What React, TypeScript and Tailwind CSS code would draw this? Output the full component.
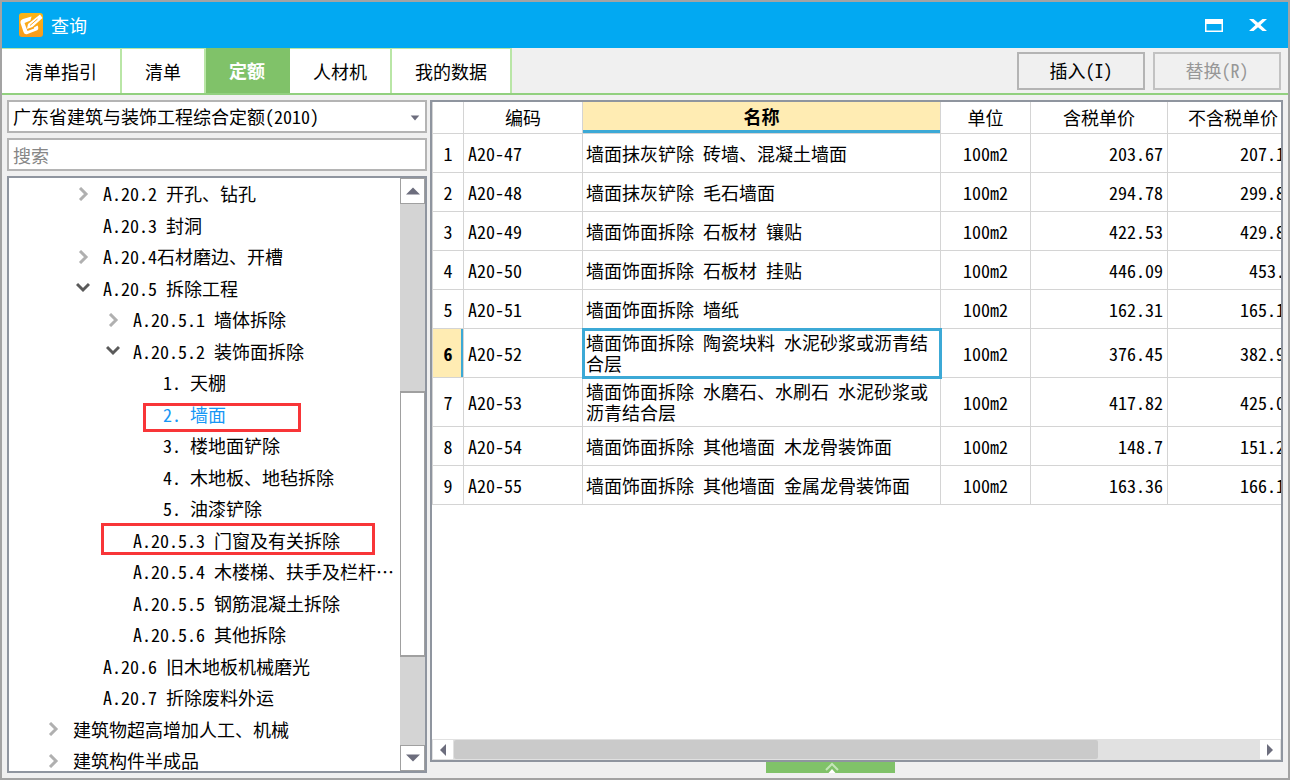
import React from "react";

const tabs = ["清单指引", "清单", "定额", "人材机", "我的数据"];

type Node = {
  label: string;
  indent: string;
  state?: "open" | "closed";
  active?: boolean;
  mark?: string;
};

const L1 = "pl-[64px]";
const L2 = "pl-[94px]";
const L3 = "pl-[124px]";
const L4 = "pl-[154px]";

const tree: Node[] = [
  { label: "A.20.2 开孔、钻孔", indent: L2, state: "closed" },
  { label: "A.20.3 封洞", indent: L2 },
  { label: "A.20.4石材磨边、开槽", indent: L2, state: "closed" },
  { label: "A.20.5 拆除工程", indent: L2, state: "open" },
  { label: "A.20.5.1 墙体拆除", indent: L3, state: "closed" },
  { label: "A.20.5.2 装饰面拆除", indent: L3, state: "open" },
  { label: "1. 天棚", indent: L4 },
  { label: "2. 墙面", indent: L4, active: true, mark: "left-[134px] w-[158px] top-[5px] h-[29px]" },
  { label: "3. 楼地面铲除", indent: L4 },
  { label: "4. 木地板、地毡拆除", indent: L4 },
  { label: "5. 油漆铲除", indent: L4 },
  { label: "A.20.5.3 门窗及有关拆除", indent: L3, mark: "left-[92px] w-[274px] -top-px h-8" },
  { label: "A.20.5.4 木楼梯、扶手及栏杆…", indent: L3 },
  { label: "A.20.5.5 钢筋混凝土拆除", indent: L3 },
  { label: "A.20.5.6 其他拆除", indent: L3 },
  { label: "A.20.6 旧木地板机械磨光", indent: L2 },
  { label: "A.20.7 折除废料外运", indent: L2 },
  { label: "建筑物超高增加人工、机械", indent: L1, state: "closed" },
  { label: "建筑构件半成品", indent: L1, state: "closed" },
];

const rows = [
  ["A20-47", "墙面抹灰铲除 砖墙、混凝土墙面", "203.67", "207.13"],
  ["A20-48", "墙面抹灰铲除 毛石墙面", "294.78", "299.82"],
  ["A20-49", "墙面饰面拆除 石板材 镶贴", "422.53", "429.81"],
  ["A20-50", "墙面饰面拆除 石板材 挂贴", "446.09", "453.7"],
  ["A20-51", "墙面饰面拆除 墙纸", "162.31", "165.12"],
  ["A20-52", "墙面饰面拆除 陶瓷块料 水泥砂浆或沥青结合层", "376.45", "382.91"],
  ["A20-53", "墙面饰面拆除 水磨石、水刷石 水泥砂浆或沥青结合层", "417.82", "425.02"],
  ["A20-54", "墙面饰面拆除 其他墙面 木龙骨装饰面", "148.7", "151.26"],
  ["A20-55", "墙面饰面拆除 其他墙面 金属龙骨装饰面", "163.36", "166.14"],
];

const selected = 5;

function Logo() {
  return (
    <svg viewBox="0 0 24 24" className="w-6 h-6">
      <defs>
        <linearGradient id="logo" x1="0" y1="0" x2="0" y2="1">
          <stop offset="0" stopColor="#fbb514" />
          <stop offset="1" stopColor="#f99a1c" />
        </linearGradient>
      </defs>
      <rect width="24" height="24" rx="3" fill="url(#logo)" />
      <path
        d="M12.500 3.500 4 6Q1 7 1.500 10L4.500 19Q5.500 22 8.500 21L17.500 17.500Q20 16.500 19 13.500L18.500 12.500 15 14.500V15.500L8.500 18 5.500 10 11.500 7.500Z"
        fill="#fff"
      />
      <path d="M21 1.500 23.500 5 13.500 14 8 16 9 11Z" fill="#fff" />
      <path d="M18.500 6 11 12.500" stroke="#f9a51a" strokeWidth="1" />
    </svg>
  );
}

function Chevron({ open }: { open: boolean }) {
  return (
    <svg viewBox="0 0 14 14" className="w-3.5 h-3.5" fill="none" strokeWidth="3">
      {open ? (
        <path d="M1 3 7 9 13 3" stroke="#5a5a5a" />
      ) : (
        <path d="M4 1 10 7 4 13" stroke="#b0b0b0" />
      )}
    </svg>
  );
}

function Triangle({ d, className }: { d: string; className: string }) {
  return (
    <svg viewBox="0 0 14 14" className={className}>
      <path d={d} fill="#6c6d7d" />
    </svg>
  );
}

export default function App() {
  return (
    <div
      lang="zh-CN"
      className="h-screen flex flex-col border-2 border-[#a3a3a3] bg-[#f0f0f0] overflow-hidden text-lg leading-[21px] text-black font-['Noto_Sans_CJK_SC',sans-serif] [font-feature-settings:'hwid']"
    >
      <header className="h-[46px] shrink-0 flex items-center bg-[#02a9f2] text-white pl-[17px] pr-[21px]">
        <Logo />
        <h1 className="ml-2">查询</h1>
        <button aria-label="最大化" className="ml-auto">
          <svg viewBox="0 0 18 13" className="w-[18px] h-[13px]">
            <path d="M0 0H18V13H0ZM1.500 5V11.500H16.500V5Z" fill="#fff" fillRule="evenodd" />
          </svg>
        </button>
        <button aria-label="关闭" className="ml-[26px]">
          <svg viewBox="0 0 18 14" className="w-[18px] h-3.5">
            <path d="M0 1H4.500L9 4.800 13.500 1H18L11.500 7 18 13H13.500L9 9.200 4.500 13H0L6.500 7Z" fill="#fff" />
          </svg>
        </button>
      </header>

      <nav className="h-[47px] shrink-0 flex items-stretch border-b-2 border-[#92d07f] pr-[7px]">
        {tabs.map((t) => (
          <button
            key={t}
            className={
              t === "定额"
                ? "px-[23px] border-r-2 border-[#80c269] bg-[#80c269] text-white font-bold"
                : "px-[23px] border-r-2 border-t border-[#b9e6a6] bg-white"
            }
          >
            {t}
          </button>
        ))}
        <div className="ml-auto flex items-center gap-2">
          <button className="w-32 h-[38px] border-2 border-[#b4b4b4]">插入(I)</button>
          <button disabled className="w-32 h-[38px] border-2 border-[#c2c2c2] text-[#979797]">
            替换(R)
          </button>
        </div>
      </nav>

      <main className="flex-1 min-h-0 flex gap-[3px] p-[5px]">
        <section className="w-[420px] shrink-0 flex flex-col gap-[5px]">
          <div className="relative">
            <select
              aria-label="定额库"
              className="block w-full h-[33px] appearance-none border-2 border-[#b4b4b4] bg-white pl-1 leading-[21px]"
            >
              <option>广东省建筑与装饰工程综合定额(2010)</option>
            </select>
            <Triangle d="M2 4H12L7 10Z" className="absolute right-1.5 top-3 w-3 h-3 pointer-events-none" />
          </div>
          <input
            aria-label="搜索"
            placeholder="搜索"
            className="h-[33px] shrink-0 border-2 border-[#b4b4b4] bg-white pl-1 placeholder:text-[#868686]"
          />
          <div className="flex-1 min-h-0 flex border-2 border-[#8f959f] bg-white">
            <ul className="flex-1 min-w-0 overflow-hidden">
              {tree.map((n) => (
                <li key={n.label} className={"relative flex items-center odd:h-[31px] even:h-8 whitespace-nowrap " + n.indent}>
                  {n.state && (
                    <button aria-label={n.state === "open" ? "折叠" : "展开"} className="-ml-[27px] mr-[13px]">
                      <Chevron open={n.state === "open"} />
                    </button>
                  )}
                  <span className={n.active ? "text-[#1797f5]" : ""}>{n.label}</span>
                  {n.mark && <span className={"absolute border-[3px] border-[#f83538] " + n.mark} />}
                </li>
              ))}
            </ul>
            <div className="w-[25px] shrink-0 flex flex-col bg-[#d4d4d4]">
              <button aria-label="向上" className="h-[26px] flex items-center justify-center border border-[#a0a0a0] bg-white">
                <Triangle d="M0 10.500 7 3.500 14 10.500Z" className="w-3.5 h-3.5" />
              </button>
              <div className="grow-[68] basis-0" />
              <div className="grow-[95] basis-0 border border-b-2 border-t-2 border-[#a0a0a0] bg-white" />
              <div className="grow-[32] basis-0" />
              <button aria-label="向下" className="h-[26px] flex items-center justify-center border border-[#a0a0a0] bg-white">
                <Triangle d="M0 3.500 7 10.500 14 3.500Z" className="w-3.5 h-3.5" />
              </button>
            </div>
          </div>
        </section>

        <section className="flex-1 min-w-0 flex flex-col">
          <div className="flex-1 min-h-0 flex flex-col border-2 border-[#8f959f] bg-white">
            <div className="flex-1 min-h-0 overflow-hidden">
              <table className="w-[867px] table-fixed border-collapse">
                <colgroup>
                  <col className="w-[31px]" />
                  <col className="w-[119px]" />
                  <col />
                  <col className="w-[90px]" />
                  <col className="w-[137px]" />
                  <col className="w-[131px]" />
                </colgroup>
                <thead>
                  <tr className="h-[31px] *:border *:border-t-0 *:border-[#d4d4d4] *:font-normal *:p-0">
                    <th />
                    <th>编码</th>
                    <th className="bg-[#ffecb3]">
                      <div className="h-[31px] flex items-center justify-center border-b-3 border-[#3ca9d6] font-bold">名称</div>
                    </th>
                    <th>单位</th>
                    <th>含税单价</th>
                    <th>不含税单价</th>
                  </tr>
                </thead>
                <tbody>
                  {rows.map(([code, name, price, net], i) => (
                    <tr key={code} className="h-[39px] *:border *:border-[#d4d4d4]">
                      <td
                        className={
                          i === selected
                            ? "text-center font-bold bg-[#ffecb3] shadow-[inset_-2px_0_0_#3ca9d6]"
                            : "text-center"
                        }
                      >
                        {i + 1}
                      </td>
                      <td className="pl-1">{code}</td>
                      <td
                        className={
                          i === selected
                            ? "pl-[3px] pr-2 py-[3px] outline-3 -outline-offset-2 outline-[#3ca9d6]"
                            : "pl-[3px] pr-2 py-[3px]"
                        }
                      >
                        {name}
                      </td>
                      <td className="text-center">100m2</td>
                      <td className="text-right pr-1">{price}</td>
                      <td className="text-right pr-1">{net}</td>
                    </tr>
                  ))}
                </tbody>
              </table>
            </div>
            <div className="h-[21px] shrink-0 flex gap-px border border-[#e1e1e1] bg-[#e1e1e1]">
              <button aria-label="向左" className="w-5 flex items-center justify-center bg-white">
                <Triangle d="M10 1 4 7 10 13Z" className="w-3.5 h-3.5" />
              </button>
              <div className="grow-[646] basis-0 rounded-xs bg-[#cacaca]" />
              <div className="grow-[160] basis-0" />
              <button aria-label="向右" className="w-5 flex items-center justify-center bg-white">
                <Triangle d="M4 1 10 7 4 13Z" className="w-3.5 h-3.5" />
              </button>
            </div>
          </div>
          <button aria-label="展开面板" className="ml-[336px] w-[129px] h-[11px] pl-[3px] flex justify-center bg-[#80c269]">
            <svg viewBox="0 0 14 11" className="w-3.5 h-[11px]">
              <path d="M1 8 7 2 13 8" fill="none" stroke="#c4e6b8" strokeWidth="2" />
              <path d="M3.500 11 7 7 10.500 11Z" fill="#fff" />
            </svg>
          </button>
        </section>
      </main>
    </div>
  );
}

§

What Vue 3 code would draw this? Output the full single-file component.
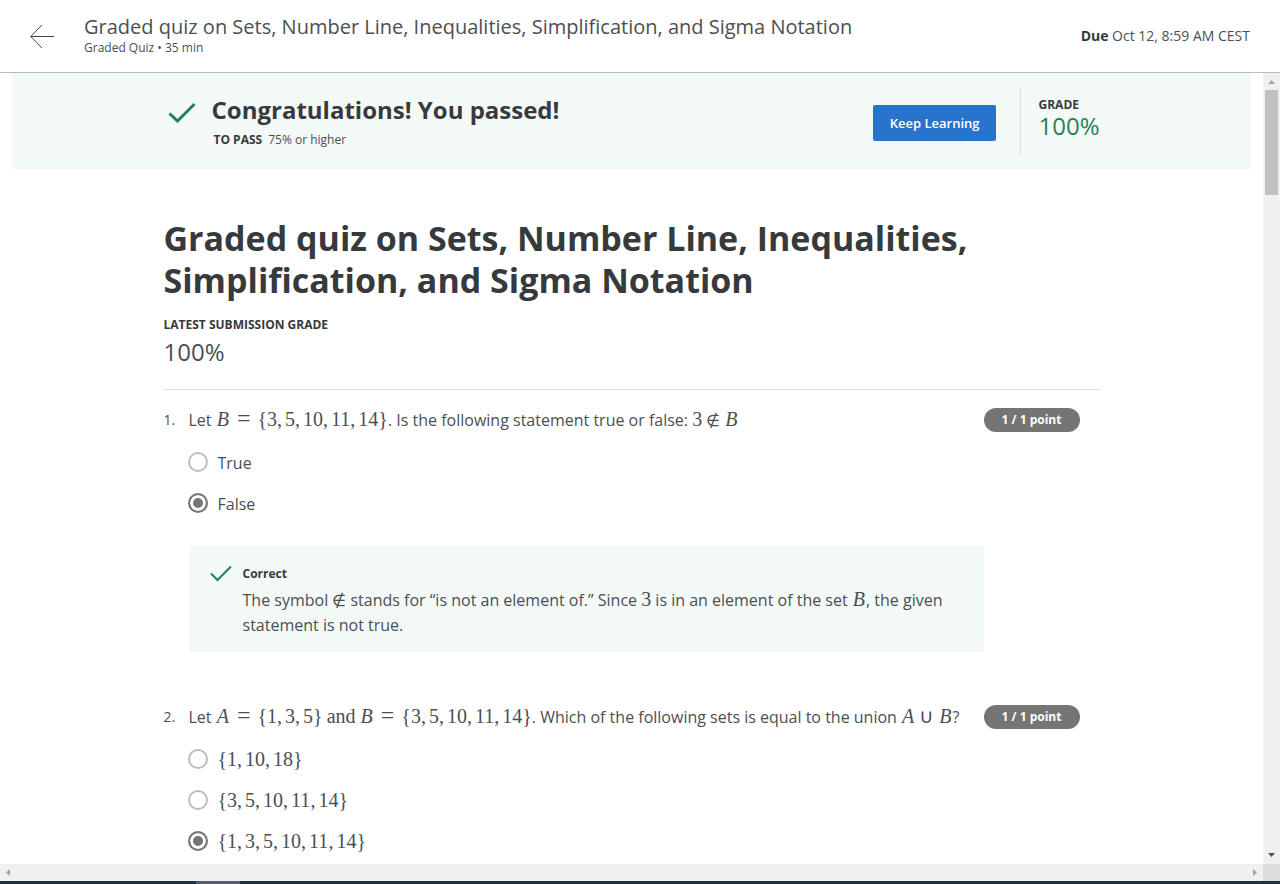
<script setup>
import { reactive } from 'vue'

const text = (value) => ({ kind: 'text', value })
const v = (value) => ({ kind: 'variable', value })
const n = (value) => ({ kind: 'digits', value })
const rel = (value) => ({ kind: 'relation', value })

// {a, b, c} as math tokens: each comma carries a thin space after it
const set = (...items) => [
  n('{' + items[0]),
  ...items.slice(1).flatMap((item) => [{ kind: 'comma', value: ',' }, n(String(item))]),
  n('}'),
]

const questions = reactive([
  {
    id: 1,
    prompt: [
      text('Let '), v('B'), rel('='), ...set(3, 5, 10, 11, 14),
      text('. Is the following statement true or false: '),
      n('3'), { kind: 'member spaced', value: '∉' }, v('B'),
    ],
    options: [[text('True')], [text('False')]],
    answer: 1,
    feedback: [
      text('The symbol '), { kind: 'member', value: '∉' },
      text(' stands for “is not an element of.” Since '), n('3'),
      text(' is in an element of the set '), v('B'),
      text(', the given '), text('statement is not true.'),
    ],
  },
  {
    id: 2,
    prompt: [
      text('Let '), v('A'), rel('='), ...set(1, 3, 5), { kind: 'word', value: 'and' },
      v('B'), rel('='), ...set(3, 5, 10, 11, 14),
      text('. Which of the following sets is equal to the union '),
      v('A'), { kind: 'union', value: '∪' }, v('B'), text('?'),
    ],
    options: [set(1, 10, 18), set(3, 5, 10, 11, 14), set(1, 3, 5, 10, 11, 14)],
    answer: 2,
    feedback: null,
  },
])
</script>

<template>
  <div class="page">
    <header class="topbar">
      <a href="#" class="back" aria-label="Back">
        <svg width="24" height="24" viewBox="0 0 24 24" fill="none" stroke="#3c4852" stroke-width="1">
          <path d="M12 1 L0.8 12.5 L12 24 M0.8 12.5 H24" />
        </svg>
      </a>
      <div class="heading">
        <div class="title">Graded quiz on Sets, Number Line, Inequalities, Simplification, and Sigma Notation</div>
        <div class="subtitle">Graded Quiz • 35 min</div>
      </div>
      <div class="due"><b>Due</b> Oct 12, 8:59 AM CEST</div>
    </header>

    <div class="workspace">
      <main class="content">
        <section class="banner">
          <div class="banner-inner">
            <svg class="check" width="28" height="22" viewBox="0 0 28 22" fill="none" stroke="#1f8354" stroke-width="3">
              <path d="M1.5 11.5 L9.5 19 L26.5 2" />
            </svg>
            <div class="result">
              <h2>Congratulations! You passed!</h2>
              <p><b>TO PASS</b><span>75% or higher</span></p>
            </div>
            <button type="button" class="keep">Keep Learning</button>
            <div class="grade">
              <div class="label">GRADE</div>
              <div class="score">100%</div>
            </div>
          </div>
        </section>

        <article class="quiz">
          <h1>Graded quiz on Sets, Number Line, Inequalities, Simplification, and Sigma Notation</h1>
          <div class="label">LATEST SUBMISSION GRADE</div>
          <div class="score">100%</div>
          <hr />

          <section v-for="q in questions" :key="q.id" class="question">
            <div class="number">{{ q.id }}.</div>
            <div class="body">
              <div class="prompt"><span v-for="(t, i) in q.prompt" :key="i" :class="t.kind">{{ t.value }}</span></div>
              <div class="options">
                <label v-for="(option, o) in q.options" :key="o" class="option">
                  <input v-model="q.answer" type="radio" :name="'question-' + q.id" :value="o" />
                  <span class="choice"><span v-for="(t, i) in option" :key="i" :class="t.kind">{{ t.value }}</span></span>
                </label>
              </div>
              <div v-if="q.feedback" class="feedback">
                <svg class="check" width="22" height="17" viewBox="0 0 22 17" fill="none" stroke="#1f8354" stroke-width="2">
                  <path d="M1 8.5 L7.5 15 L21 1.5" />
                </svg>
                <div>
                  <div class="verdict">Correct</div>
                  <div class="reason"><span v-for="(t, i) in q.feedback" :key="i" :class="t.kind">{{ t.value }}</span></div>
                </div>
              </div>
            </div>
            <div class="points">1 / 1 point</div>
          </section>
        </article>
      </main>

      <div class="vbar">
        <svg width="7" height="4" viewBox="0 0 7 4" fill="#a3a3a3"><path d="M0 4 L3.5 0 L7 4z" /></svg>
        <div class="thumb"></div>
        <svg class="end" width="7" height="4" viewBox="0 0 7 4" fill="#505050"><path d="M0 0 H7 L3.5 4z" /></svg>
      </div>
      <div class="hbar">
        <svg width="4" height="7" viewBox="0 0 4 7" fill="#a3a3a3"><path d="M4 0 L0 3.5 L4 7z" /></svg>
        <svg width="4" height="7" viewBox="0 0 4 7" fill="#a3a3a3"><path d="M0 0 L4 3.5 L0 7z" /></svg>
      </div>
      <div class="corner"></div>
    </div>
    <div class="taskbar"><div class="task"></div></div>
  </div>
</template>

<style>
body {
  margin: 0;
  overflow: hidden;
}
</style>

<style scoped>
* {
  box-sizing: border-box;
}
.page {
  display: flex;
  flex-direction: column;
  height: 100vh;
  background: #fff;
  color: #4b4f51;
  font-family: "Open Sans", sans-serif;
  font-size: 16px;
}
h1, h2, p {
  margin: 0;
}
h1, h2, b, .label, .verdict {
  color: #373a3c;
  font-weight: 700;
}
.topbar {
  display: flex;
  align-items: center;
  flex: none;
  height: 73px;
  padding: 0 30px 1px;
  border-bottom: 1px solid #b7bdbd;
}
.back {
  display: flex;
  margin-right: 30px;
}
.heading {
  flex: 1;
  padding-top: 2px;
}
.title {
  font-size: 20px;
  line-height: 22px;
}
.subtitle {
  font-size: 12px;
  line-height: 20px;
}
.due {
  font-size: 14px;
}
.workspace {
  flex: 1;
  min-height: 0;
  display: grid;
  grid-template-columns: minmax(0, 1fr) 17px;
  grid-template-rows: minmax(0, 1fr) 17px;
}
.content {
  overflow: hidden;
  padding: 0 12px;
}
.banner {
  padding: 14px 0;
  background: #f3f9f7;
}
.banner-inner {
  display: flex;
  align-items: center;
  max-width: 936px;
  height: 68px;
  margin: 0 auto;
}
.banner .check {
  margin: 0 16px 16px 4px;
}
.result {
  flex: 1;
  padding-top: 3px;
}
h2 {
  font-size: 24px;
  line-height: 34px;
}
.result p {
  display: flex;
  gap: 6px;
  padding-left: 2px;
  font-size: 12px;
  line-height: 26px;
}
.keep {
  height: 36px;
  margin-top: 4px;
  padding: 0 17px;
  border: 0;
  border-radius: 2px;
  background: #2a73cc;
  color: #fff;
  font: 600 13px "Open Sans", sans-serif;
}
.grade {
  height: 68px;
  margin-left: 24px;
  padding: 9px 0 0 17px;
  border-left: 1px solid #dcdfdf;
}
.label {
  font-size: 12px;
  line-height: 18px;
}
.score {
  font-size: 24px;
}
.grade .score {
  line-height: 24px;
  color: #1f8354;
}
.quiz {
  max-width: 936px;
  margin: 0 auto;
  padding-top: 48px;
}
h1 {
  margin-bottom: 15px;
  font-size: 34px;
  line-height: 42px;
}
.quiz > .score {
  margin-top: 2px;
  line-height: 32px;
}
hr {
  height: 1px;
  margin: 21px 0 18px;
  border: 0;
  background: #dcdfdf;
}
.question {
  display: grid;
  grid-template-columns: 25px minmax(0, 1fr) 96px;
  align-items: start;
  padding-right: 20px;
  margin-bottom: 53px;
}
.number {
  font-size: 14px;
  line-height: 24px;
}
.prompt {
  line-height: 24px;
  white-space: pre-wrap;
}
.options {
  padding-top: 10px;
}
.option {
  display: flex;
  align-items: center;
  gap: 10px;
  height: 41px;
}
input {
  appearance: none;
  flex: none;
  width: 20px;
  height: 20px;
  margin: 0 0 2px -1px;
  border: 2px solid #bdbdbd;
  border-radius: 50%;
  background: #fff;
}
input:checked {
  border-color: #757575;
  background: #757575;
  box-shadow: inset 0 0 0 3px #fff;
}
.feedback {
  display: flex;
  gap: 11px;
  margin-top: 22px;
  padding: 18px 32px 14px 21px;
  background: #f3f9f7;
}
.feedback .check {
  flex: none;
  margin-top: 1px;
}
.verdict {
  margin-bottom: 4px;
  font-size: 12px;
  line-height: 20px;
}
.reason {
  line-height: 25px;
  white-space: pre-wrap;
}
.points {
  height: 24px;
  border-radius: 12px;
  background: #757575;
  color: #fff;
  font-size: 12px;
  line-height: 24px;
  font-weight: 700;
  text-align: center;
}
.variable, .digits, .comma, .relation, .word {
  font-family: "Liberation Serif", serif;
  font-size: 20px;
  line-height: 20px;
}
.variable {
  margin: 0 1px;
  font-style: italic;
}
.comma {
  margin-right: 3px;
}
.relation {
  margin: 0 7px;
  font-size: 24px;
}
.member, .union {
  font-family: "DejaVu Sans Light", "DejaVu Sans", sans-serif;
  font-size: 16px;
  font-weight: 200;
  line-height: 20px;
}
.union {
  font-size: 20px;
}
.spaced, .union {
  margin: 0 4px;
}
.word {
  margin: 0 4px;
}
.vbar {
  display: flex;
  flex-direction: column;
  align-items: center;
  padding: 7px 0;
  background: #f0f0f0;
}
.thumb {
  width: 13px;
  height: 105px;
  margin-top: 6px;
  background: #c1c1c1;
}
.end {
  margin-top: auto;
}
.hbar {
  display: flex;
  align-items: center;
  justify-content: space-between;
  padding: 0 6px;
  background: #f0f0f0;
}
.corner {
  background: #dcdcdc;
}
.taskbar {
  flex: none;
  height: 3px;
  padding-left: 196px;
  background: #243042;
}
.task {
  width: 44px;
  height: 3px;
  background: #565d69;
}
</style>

§

* **Exercise requirements**: Print exactly what appears from the line holding "What React, TypeScript" down to the line holding "const selected = 5;", both ends kept, leaving out the pictures.

* **Written response**:
What React, TypeScript and Tailwind CSS code would draw this? Output the full component.
import React from "react";

const tabs = ["清单指引", "清单", "定额", "人材机", "我的数据"];

type Node = {
  label: string;
  indent: string;
  state?: "open" | "closed";
  active?: boolean;
  mark?: string;
};

const L1 = "pl-[64px]";
const L2 = "pl-[94px]";
const L3 = "pl-[124px]";
const L4 = "pl-[154px]";

const tree: Node[] = [
  { label: "A.20.2 开孔、钻孔", indent: L2, state: "closed" },
  { label: "A.20.3 封洞", indent: L2 },
  { label: "A.20.4石材磨边、开槽", indent: L2, state: "closed" },
  { label: "A.20.5 拆除工程", indent: L2, state: "open" },
  { label: "A.20.5.1 墙体拆除", indent: L3, state: "closed" },
  { label: "A.20.5.2 装饰面拆除", indent: L3, state: "open" },
  { label: "1. 天棚", indent: L4 },
  { label: "2. 墙面", indent: L4, active: true, mark: "left-[134px] w-[158px] top-[5px] h-[29px]" },
  { label: "3. 楼地面铲除", indent: L4 },
  { label: "4. 木地板、地毡拆除", indent: L4 },
  { label: "5. 油漆铲除", indent: L4 },
  { label: "A.20.5.3 门窗及有关拆除", indent: L3, mark: "left-[92px] w-[274px] -top-px h-8" },
  { label: "A.20.5.4 木楼梯、扶手及栏杆…", indent: L3 },
  { label: "A.20.5.5 钢筋混凝土拆除", indent: L3 },
  { label: "A.20.5.6 其他拆除", indent: L3 },
  { label: "A.20.6 旧木地板机械磨光", indent: L2 },
  { label: "A.20.7 折除废料外运", indent: L2 },
  { label: "建筑物超高增加人工、机械", indent: L1, state: "closed" },
  { label: "建筑构件半成品", indent: L1, state: "closed" },
];

const rows = [
  ["A20-47", "墙面抹灰铲除 砖墙、混凝土墙面", "203.67", "207.13"],
  ["A20-48", "墙面抹灰铲除 毛石墙面", "294.78", "299.82"],
  ["A20-49", "墙面饰面拆除 石板材 镶贴", "422.53", "429.81"],
  ["A20-50", "墙面饰面拆除 石板材 挂贴", "446.09", "453.7"],
  ["A20-51", "墙面饰面拆除 墙纸", "162.31", "165.12"],
  ["A20-52", "墙面饰面拆除 陶瓷块料 水泥砂浆或沥青结合层", "376.45", "382.91"],
  ["A20-53", "墙面饰面拆除 水磨石、水刷石 水泥砂浆或沥青结合层", "417.82", "425.02"],
  ["A20-54", "墙面饰面拆除 其他墙面 木龙骨装饰面", "148.7", "151.26"],
  ["A20-55", "墙面饰面拆除 其他墙面 金属龙骨装饰面", "163.36", "166.14"],
];

const selected = 5;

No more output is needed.